*** Dataset section

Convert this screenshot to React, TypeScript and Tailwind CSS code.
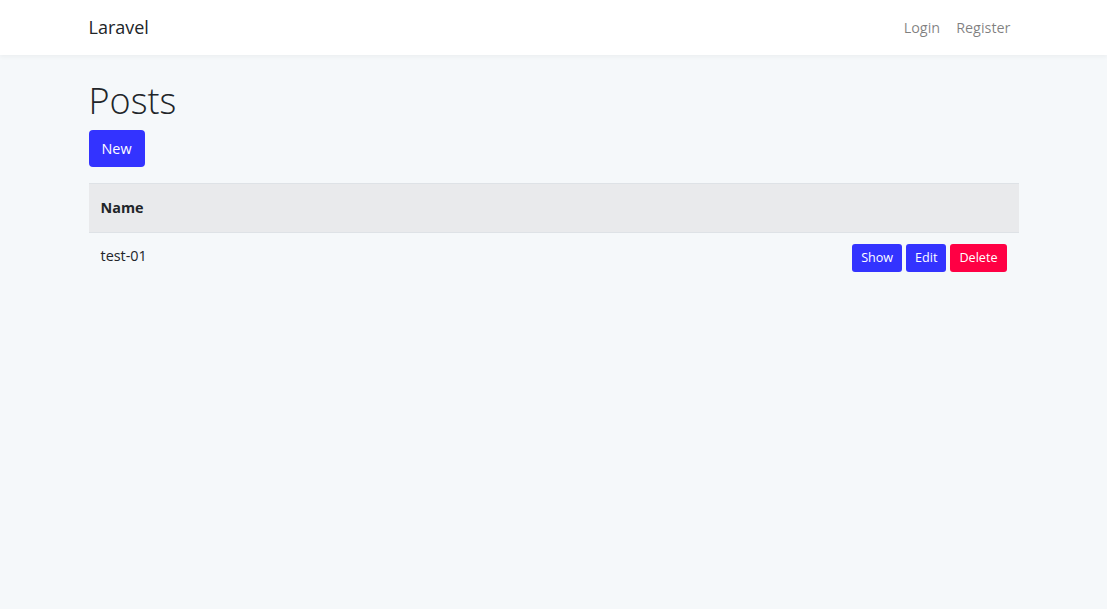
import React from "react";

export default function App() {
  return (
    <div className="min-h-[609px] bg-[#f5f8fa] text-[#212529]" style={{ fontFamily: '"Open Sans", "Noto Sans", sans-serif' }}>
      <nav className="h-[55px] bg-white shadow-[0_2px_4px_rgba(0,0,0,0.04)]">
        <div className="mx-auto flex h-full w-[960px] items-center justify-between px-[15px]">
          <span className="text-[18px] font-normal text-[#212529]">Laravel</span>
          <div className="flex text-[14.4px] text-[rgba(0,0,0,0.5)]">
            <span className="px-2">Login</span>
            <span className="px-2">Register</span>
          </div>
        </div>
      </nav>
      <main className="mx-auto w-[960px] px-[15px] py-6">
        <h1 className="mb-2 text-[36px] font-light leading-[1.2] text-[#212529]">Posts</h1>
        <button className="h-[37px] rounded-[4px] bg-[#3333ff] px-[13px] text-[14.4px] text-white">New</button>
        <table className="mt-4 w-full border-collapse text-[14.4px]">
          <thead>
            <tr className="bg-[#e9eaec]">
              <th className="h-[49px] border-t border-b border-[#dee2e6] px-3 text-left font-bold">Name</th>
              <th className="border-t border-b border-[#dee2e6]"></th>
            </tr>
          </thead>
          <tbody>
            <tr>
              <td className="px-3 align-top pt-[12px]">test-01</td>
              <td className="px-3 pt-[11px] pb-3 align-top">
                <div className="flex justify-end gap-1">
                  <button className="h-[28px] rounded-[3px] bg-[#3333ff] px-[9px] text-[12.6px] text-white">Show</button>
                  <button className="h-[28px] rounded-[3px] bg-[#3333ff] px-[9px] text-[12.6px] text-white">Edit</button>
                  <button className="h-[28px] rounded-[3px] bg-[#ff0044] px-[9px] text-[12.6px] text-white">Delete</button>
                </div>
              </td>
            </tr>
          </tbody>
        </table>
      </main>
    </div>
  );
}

******

### Exercise
Starting at the first line of the material, output exactly the lines up to and including the one with "import React from". Do not include the pictures.

### The reply
Convert this screenshot to React, TypeScript and Tailwind CSS code.
import React from "react";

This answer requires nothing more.